Don’t say it too loudly, but Italy may have found their long-awaited fly-half. Carlo Canna has impressed over the first two rounds of the championship, playing with as much grace and composure as any Italian 10 since the great Diego Domínguez. He looks more comfortable in the role than the majority of his predecessors but there is of course a big difference between looking impressive in defeat and being able to direct a team to victory. A home fixture with Scotland beckons for Italy and it remains their best opportunity for a win in this year’s championship. Expect plenty of eyes to be on Canna that day.

After a quiet campaign in the 2015 Six Nations, Michele Campagnaro looks every bit as dangerous as he did in 2014 when he announced himself to the rugby world. For two weeks on the trot, Campagnaro has been the most dangerous Italian player on the pitch, causing the French and English defences plenty of problems. His power has seen him break numerous tackles and with slightly better support play, he could have created three or four tries over the past two weeks.


False dawns seem ten a penny in Scottish rugby and whilst it may be unfair to label this side another one, they still haven’t learnt how to win close international rugby matches. They were the better side for vast swathes of their games with England and Wales but lacked the nous and composure to execute in key areas. Would both results have turned out differently with a fully-fit and in-form Mark Bennett? Perhaps, but Scotland cannot rely on one man to provide their cutting edge. Tommy Seymour and Duncan Taylor both impressed against Wales and the ingredients are there for Scotland to be a very good side, but they cannot currently seem to get past their own mental blocks.

For all the advances Scotland are making as an attacking unit, their defence has been porous. George North was rightly praised for his try against the Scots, but it was as attributable to schoolboy errors in defence as it was to the dangerous running of the Welsh wing. Taylor’s defence was a highlight for Scotland with his try-saving tackle on Tom James keeping his side in the game, but it was the exception, rather than the rule, for the visiting side in Cardiff on Saturday.

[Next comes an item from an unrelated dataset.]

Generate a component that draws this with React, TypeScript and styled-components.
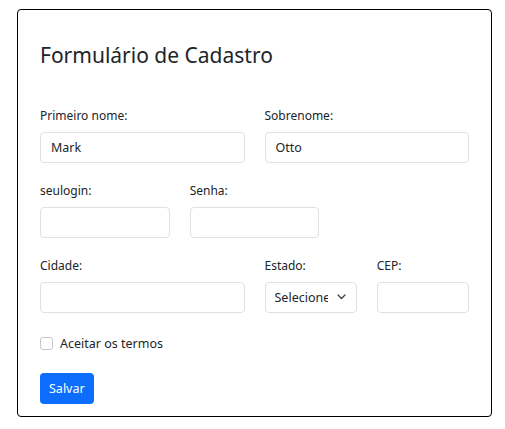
import React from 'react';
import styled, { createGlobalStyle } from 'styled-components';

const GlobalStyle = createGlobalStyle`
  body {
    margin: 0;
    background: #ffffff;
    font-family: 'Noto Sans', 'Open Sans', sans-serif;
    color: #212529;
  }
`;

const Page = styled.div`
  padding: 9px 0 0 17px;
`;

const Card = styled.form`
  box-sizing: border-box;
  width: 475px;
  border: 1px solid #000000;
  border-radius: 4px;
  padding: 22px 22px 12px 22px;
`;

const Title = styled.h3`
  margin: 9px 0 38px 0;
  font-size: 21px;
  line-height: 28px;
  font-weight: 400;
  color: #212529;
`;

const Row = styled.div`
  display: grid;
  grid-template-columns: repeat(12, 1fr);
  column-gap: 20px;
  margin-bottom: 19px;
`;

const Field = styled.div<{ span: number }>`
  grid-column: span ${p => p.span};
  display: flex;
  flex-direction: column;
`;

const Label = styled.label`
  font-size: 12px;
  line-height: 18px;
  margin-bottom: 7px;
`;

const Input = styled.input`
  box-sizing: border-box;
  height: 31px;
  width: 100%;
  border: 1px solid #dee2e6;
  border-radius: 4px;
  padding: 0 10px;
  font-family: inherit;
  font-size: 12.5px;
  color: #212529;
  outline: none;
`;

const SelectWrap = styled.div`
  position: relative;
`;

const Select = styled.select`
  box-sizing: border-box;
  height: 31px;
  width: 100%;
  appearance: none;
  border: 1px solid #dee2e6;
  border-radius: 4px;
  padding: 0 28px 0 9px;
  font-family: inherit;
  font-size: 12.5px;
  color: #212529;
  background: #ffffff;
  outline: none;
`;

const Chevron = styled.svg`
  position: absolute;
  right: 11px;
  top: 12px;
  pointer-events: none;
`;

const CheckRow = styled.div`
  display: flex;
  align-items: center;
  gap: 7px;
  height: 20px;
  margin-top: 20px;
  font-size: 12.5px;
`;

const Check = styled.input`
  box-sizing: border-box;
  appearance: none;
  margin: 0;
  width: 13px;
  height: 13px;
  border: 1px solid #c4c8cc;
  border-radius: 3px;
  background: #ffffff;
`;

const Button = styled.button`
  margin-top: 20px;
  height: 31px;
  padding: 0 9px;
  border: none;
  border-radius: 4px;
  background: #0d6efd;
  color: #ffffff;
  font-family: inherit;
  font-size: 12.5px;
`;

export default function App() {
  return (
    <Page>
      <GlobalStyle />
      <Card onSubmit={e => e.preventDefault()}>
        <Title>Formulário de Cadastro</Title>
        <Row>
          <Field span={6}>
            <Label>Primeiro nome:</Label>
            <Input defaultValue="Mark" />
          </Field>
          <Field span={6}>
            <Label>Sobrenome:</Label>
            <Input defaultValue="Otto" />
          </Field>
        </Row>
        <Row>
          <Field span={4}>
            <Label>seulogin:</Label>
            <Input />
          </Field>
          <Field span={4}>
            <Label>Senha:</Label>
            <Input type="password" />
          </Field>
        </Row>
        <Row style={{ marginBottom: 0 }}>
          <Field span={6}>
            <Label>Cidade:</Label>
            <Input />
          </Field>
          <Field span={3}>
            <Label>Estado:</Label>
            <SelectWrap>
              <Select defaultValue="">
                <option value="">Selecione</option>
              </Select>
              <Chevron width="9" height="6" viewBox="0 0 9 6">
                <path d="M1 1l3.5 3.5L8 1" fill="none" stroke="#343a40" strokeWidth="1.2" strokeLinecap="round" strokeLinejoin="round" />
              </Chevron>
            </SelectWrap>
          </Field>
          <Field span={3}>
            <Label>CEP:</Label>
            <Input />
          </Field>
        </Row>
        <CheckRow>
          <Check type="checkbox" id="termos" />
          <label htmlFor="termos">Aceitar os termos</label>
        </CheckRow>
        <Button type="submit">Salvar</Button>
      </Card>
    </Page>
  );
}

The grand pre-championship talk of a more ambitious and expansive Wales seem a long way off. The Welsh back line has, like it has for many years prior to this, looked at its most effective playing a narrower, power-based game, utilising the strength of Jamie Roberts and Jonathan Davies. It was a move from that expansive style to a more confined one which proved the pivotal turning point in their victory over Scotland. The combination of Roberts and Davies have a lot going for them but if Wales really want to develop a wider, sideline-to-sideline style, then they may need to look at alternative options in the midfield.

Warren Gatland’s men have found their new loosehead in Rob Evans, however. The Scarlet has injected much-needed impetuous into the Welsh scrum, where Gethin Jenkins had been preyed upon by quality tightheads for a number of years now. Evans had Nathan White’s number in Wales’ opener, before giving WP Nel a really stern examination of his abilities against Scotland. By locking down a reliable and aggressive loosehead, Wales have taken a significant stride towards erasing their scrummaging travails of the last couple of years.